* WORK REQUIRED
Tally each line where the word "React" occurs, then give only the total.

[Begin DATASET EXCERPT]

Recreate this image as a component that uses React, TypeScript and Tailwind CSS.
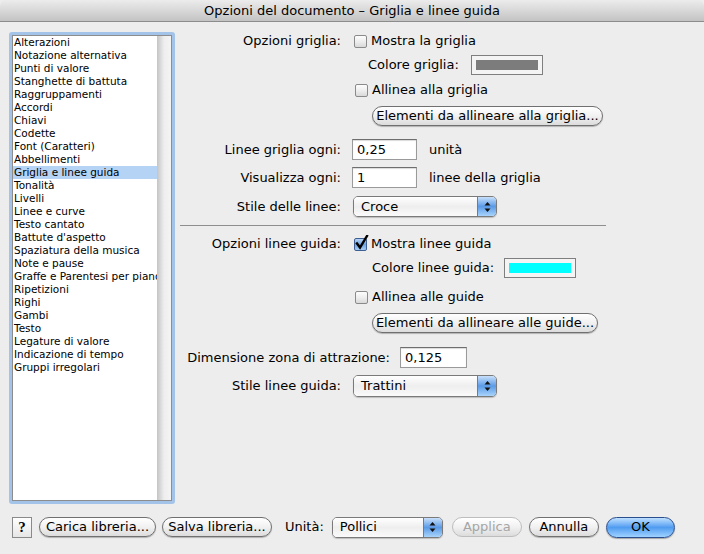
import React from 'react';

const font = { fontFamily: '"DejaVu Sans", "Liberation Sans", sans-serif' };

const categories = [
  'Alterazioni',
  'Notazione alternativa',
  'Punti di valore',
  'Stanghette di battuta',
  'Raggruppamenti',
  'Accordi',
  'Chiavi',
  'Codette',
  'Font (Caratteri)',
  'Abbellimenti',
  'Griglia e linee guida',
  'Tonalità',
  'Livelli',
  'Linee e curve',
  'Testo cantato',
  "Battute d'aspetto",
  'Spaziatura della musica',
  'Note e pause',
  'Graffe e Parentesi per piano',
  'Ripetizioni',
  'Righi',
  'Gambi',
  'Testo',
  'Legature di valore',
  'Indicazione di tempo',
  'Gruppi irregolari',
];

function Checkbox({ checked, label }: { checked?: boolean; label: string }) {
  return (
    <div className="flex items-center h-[18px]">
      <div
        className={`relative w-[13px] h-[13px] rounded-[2px] border ${
          checked
            ? 'border-[#3d5f94] bg-gradient-to-b from-[#b9d4f2] via-[#6fa3e0] to-[#a8cdf4]'
            : 'border-[#8a8a8a] bg-gradient-to-b from-[#fdfdfd] via-[#eeeeee] to-[#d9d9d9]'
        }`}
      >
        {checked && (
          <svg className="absolute -top-[4px] left-[0px]" width="14" height="15" viewBox="0 0 14 15">
            <path d="M2 8.5 L5 12.5 L12 1" stroke="#000" strokeWidth="2.4" fill="none" strokeLinecap="square" />
          </svg>
        )}
      </div>
      <span className="ml-[4px] text-[13px] text-black">{label}</span>
    </div>
  );
}

function PillButton({ label, className = '', disabled }: { label: string; className?: string; disabled?: boolean }) {
  return (
    <div
      className={`flex items-center justify-center h-[20px] rounded-full border text-[13px] bg-gradient-to-b from-[#ffffff] via-[#f1f1f1] to-[#dcdcdc] ${
        disabled ? 'border-[#bdbdbd] text-[#a5a5a5]' : 'border-[#707070] text-black shadow-[0_1px_1px_rgba(0,0,0,0.25)]'
      } ${className}`}
    >
      {label}
    </div>
  );
}

function PopUp({ value, className = '' }: { value: string; className?: string }) {
  return (
    <div
      className={`flex items-stretch h-[21px] rounded-[5px] border border-[#7a7a7a] overflow-hidden shadow-[0_1px_1px_rgba(0,0,0,0.2)] ${className}`}
    >
      <div className="flex-1 flex items-center pl-[7px] text-[13px] text-black bg-gradient-to-b from-[#ffffff] via-[#eeeeee] to-[#fafafa]">
        {value}
      </div>
      <div className="w-[19px] flex items-center justify-center border-l border-[#5a7fb5] bg-gradient-to-b from-[#c8e0fa] via-[#5a9ae6] to-[#a9d4fb]">
        <svg width="7" height="12" viewBox="0 0 7 12">
          <path d="M3.5 1 L6.5 4.5 L0.5 4.5 Z" fill="#111" />
          <path d="M3.5 11 L6.5 7.5 L0.5 7.5 Z" fill="#111" />
        </svg>
      </div>
    </div>
  );
}

function TextField({ value, className = '' }: { value: string; className?: string }) {
  return (
    <div
      className={`h-[21px] bg-white border border-[#9a9a9a] border-t-[#6e6e6e] shadow-[inset_0_1px_1px_rgba(0,0,0,0.15)] flex items-center pl-[4px] text-[13px] text-black ${className}`}
    >
      {value}
    </div>
  );
}

function Swatch({ color, className = '' }: { color: string; className?: string }) {
  return (
    <div className={`h-[20px] w-[72px] border border-[#7f7f7f] bg-[#f4f4f4] p-[4px] ${className}`}>
      <div className="w-full h-full" style={{ background: color }} />
    </div>
  );
}

function Label({ text, w = 'w-[162px]' }: { text: string; w?: string }) {
  return <div className={`${w} text-right text-[13px] text-black pr-[1px]`}>{text}</div>;
}

export default function App() {
  return (
    <div className="w-[704px] h-[554px] bg-[#ededed] flex flex-col overflow-hidden select-none" style={font}>
      {/* title bar */}
      <div className="h-[22px] flex items-center justify-center rounded-t-[6px] border-b border-[#8c8c8c] bg-gradient-to-b from-[#ececec] via-[#d8d8d8] to-[#c3c3c3] text-[13px] text-black">
        Opzioni del documento – Griglia e linee guida
      </div>

      <div className="flex flex-1">
        {/* category list */}
        <div className="ml-[9px] mt-[10px] w-[166px] h-[472px] rounded-[3px] border-[3px] border-[#a3c4e8] flex">
          <div className="flex-1 bg-white border-l border-t border-b border-[#8d8d8d] overflow-hidden">
            {categories.map((c) => (
              <div
                key={c}
                className={`h-[13px] leading-[13px] pl-[1px] text-[10.5px] whitespace-nowrap text-black ${
                  c === 'Griglia e linee guida' ? 'bg-[#b5d3f5]' : ''
                }`}
              >
                {c}
              </div>
            ))}
          </div>
          <div className="w-[15px] border-t border-b border-r border-[#8d8d8d] bg-gradient-to-r from-[#c4c4c4] via-[#eeeeee] to-[#f4f4f4]" />
        </div>

        {/* options */}
        <div className="ml-[5px] pt-[10px] flex flex-col w-[426px]">
          <div className="flex items-center h-[18px]">
            <Label text="Opzioni griglia:" />
            <div className="ml-[12px]">
              <Checkbox label="Mostra la griglia" />
            </div>
          </div>
          <div className="flex items-center mt-[5px] pl-[188px]">
            <span className="text-[13px]">Colore griglia:</span>
            <Swatch color="#7c7c7c" className="ml-[12px]" />
          </div>
          <div className="mt-[6px] pl-[175px]">
            <Checkbox label="Allinea alla griglia" />
          </div>
          <div className="mt-[7px] pl-[192px]">
            <PillButton label="Elementi da allineare alla griglia..." className="w-[231px]" />
          </div>

          <div className="flex items-center mt-[13px]">
            <Label text="Linee griglia ogni:" />
            <TextField value="0,25" className="ml-[10px] w-[65px]" />
            <span className="ml-[12px] text-[13px]">unità</span>
          </div>
          <div className="flex items-center mt-[7px]">
            <Label text="Visualizza ogni:" />
            <TextField value="1" className="ml-[10px] w-[65px]" />
            <span className="ml-[12px] text-[13px]">linee della griglia</span>
          </div>
          <div className="flex items-center mt-[8px]">
            <Label text="Stile delle linee:" />
            <PopUp value="Croce" className="ml-[11px] w-[144px]" />
          </div>

          <div className="mt-[8px] h-px bg-[#8e8e8e]" />

          <div className="flex items-center h-[18px] mt-[9px]">
            <Label text="Opzioni linee guida:" />
            <div className="ml-[12px]">
              <Checkbox checked label="Mostra linee guida" />
            </div>
          </div>
          <div className="flex items-center mt-[5px] pl-[192px]">
            <span className="text-[13px]">Colore linee guida:</span>
            <Swatch color="#00ffff" className="ml-[10px]" />
          </div>
          <div className="mt-[10px] pl-[175px]">
            <Checkbox label="Allinea alle guide" />
          </div>
          <div className="mt-[7px] pl-[192px]">
            <PillButton label="Elementi da allineare alle guide..." className="w-[226px]" />
          </div>

          <div className="flex items-center mt-[14px]">
            <Label text="Dimensione zona di attrazione:" w="w-[211px]" />
            <TextField value="0,125" className="ml-[9px] w-[67px]" />
          </div>
          <div className="flex items-center mt-[7px]">
            <Label text="Stile linee guida:" />
            <PopUp value="Trattini" className="ml-[11px] w-[144px] h-[22px]" />
          </div>
        </div>
      </div>

      {/* footer */}
      <div className="h-[38px] pb-[16px] flex items-center pl-[12px]">
        <div className="w-[20px] h-[21px] border border-[#8a8a8a] bg-gradient-to-b from-white to-[#e6e6e6] flex items-center justify-center text-[15px] font-bold" style={{ fontFamily: '"Liberation Serif", serif' }}>
          ?
        </div>
        <PillButton label="Carica libreria..." className="ml-[7px] w-[117px]" />
        <PillButton label="Salva libreria..." className="ml-[6px] w-[110px]" />
        <span className="ml-[13px] text-[13px]">Unità:</span>
        <PopUp value="Pollici" className="ml-[8px] w-[111px]" />
        <PillButton label="Applica" disabled className="ml-[9px] w-[70px]" />
        <PillButton label="Annulla" className="ml-[7px] w-[70px]" />
        <div className="ml-[7px] w-[69px] h-[21px] rounded-full border border-[#2a4f8f] bg-gradient-to-b from-[#bfe0ff] via-[#4f9cf0] to-[#9fd2ff] flex items-center justify-center text-[13px] text-black shadow-[0_1px_1px_rgba(0,0,0,0.3)]">
          OK
        </div>
      </div>
    </div>
  );
}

[End DATASET EXCERPT]

* OUTPUT FOR THIS TASK
2